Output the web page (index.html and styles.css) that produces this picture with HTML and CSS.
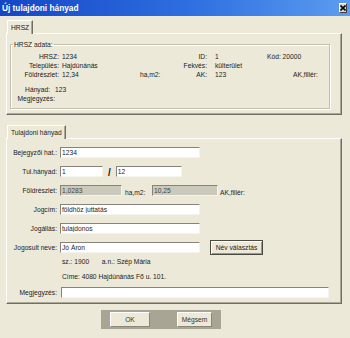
FILE: index.html
```html
<!DOCTYPE html>
<html lang="hu">
<head>
    <meta charset="UTF-8">
    <title>Új tulajdoni hányad</title>
    <link rel="stylesheet" href="styles.css">
</head>
<body>
    <div class="dialog">
        <div class="titlebar">
            <span>Új tulajdoni hányad</span>
            <span class="close-btn">
                <svg width="6" height="6" viewBox="0 0 6 6"><path d="M0.5 0.5L5.5 5.5M5.5 0.5L0.5 5.5" stroke="#000" stroke-width="1.6"/></svg>
            </span>
        </div>

        <div class="content">
            <div class="tab tab-first">HRSZ</div>
            <div class="panel panel-hrsz">
                <fieldset class="group">
                    <legend>HRSZ adata:</legend>
                    <div class="info-row">
                        <span class="lbl">HRSZ:</span><span>1234</span><span></span>
                        <span class="lbl2">ID:</span><span>1</span><span class="kod">Kód: 20000</span>
                    </div>
                    <div class="info-row">
                        <span class="lbl">Település:</span><span>Hajdúnánás</span><span></span>
                        <span class="lbl2">Fekvés:</span><span>külterület</span>
                    </div>
                    <div class="info-row">
                        <span class="lbl">Földrészlet:</span><span>12,34</span><span>ha,m2:</span>
                        <span class="lbl2">AK:</span><span>123</span><span></span><span>AK,fillér:</span>
                    </div>
                    <div class="info-row compact spaced">
                        <span class="lbl lbl-hanyad">Hányad:</span><span>123</span>
                    </div>
                    <div class="info-row compact">
                        <span class="lbl lbl-flush">Megjegyzés:</span><span></span>
                    </div>
                </fieldset>
            </div>

            <div class="tab tab-second">Tulajdoni hányad</div>
            <div class="panel panel-share">
                <div class="form-row">
                    <label class="field-label">Bejegyzői hat.:</label>
                    <input class="field w-main" type="text" value="1234">
                </div>
                <div class="form-row">
                    <label class="field-label">Tul.hányad:</label>
                    <input class="field w-short" type="text" value="1">
                    <span class="slash">/</span>
                    <input class="field w-mid" type="text" value="12">
                </div>
                <div class="form-row">
                    <label class="field-label">Földrészlet:</label>
                    <input class="field readonly w-area" type="text" value="1,0283" readonly>
                    <span class="unit">ha,m2:</span>
                    <input class="field readonly w-mid" type="text" value="10,25" readonly>
                    <span class="unit-after">AK,fillér:</span>
                </div>
                <div class="form-row">
                    <label class="field-label">Jogcím:</label>
                    <input class="field w-main" type="text" value="földhöz juttatás">
                </div>
                <div class="form-row">
                    <label class="field-label">Jogállás:</label>
                    <input class="field w-main" type="text" value="tulajdonos">
                </div>
                <div class="form-row">
                    <label class="field-label">Jogosult neve:</label>
                    <input class="field w-main" type="text" value="Jó Áron">
                    <button class="pick-btn">Név választás</button>
                </div>
                <div class="text-row first">
                    <span class="birth">sz.: 1900</span>
                    <span>a.n.: Szép Mária</span>
                </div>
                <div class="text-row second">
                    <span>Címe: 4080 Hajdúnánás Fő u. 101.</span>
                </div>
                <div class="form-row last">
                    <label class="field-label">Megjegyzés:</label>
                    <input class="field w-long" type="text" value="">
                </div>
            </div>

            <div class="buttons">
                <button class="dlg-btn ok">OK</button>
                <button class="dlg-btn cancel">Mégsem</button>
            </div>
        </div>
    </div>
</body>
</html>
```

FILE: styles.css
```css
:root {
    --face: #ece9d8;
    --shadow: #aca899;
    --dark: #716f64;
    --text: #1b1b1b;
    --group-line: #c3c0b0;
}

body {
    margin: 0;
    background-color: var(--face);
    font-family: "Liberation Sans", Arial, sans-serif;
    font-size: 6.7px;
    color: var(--text);
}

.dialog {
    width: 350px;
    height: 338px;
    overflow: hidden;
    background-color: var(--face);
}

.titlebar {
    height: 16px;
    display: flex;
    align-items: center;
    justify-content: space-between;
    padding: 0 3px 0 2px;
    background: linear-gradient(to right, #1446c6, #2f6fe0 55%, #5c9cf0);
    color: white;
    font-weight: bold;
    font-size: 8.3px;
}

.close-btn {
    width: 6px;
    height: 8px;
    display: flex;
    align-items: center;
    justify-content: center;
    background-color: #d9d6c9;
    border: 1px solid;
    border-color: #fff #404040 #404040 #fff;
}

.content {
    padding: 4px 8px 0 6px;
}

/* tabs */
.tab {
    display: inline-block;
    position: relative;
    z-index: 1;
    height: 13px;
    line-height: 13px;
    padding: 0 3px;
    margin-left: 1px;
    margin-bottom: -1px;
    background-color: var(--face);
    border: 1px solid;
    border-color: #fff var(--dark) transparent #fff;
    border-bottom: none;
    box-shadow: inset -1px 0 var(--shadow);
}

.tab-second {
    margin-top: 10px;
}

.panel {
    border: 1px solid;
    border-color: #fff var(--dark) var(--dark) #fff;
    box-shadow: inset -1px -1px var(--shadow);
}

.panel-hrsz {
    padding: 6px 11px 5px 3px;
}

/* group box */
.group {
    margin: 0;
    padding: 3px 0 5px 0;
    min-width: 0;
    border: 1px solid var(--group-line);
    box-shadow: 1px 1px #fff, inset 1px 1px #fff;
}

.group legend {
    margin-left: 2px;
    padding: 0 1px;
    line-height: 9px;
}

.info-row {
    display: grid;
    grid-template-columns: 51px 78px 30px 45px 52px 26px 1fr;
    height: 9px;
    line-height: 9px;
    white-space: nowrap;
}

.info-row .lbl {
    text-align: right;
    padding-right: 3px;
}

.info-row .lbl2 {
    text-align: right;
    padding-right: 8px;
}

.info-row .kod {
    grid-column: 6 / 8;
}

.info-row.compact {
    grid-template-columns: 44px 1fr;
}

.info-row.spaced {
    margin-top: 6px;
}

.info-row .lbl-hanyad {
    padding-right: 5px;
}

.info-row .lbl-flush {
    padding-right: 0;
}

/* share form */
.panel-share {
    display: flex;
    flex-direction: column;
    gap: 8px;
    padding: 8px 0 5px 0;
}

.form-row {
    display: flex;
    align-items: center;
    height: 11px;
    white-space: nowrap;
}

.field-label {
    width: 50px;
    margin-right: 3px;
    text-align: right;
}

.field {
    box-sizing: border-box;
    height: 11px;
    margin: 0;
    padding: 0 1px;
    font: inherit;
    color: var(--text);
    background-color: white;
    border: 1px solid;
    border-color: #85837a #f4f3ee #f4f3ee #85837a;
    outline: none;
}

.field.readonly {
    background-color: #cbc8bc;
    color: #444;
}

.w-main { width: 140px; }
.w-short { width: 43px; }
.w-mid { width: 66px; }
.w-area { width: 62px; }
.w-long { width: 268px; }

.slash {
    margin: 2px 5px 0 5px;
    font-size: 10px;
    font-weight: bold;
    line-height: 11px;
}

.unit {
    width: 27px;
    margin-left: 3px;
    padding-top: 3px;
}

.unit-after {
    margin-left: 2px;
    padding-top: 3px;
}

.pick-btn {
    box-sizing: border-box;
    width: 53px;
    height: 15px;
    margin: -2px 0 -2px 10px;
    padding: 0;
    font: inherit;
    color: var(--text);
    background-color: var(--face);
    border: 1px solid #4a4a44;
    box-shadow: inset 1px 1px #fff, inset -1px -1px #9a978a;
}

.text-row {
    height: 9px;
    line-height: 9px;
    padding-left: 55px;
    white-space: nowrap;
}

.text-row.first {
    margin-top: -4px;
}

.text-row.second {
    margin-top: -2px;
}

.birth {
    display: inline-block;
    width: 38px;
}

.form-row.last {
    margin-top: -2px;
}

.form-row.last .field-label {
    margin-right: 4px;
}

/* dialog buttons */
.buttons {
    display: flex;
    width: fit-content;
    gap: 27px;
    margin: 6px 0 0 95px;
    padding: 2px 9px 2px 9px;
    background-color: #a8a595;
}

.dlg-btn {
    box-sizing: border-box;
    height: 15px;
    padding: 0;
    font: inherit;
    color: #333;
    background-color: var(--face);
    border: 1px solid;
    border-color: #fff #8a877a #8a877a #fff;
}

.dlg-btn.ok { width: 40px; }
.dlg-btn.cancel { width: 35px; }
```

•••

Every line of the listing that holds "index" should be found and copied.

*Task solution*
Output the web page (index.html and styles.css) that produces this picture with HTML and CSS.
FILE: index.html
    z-index: 1;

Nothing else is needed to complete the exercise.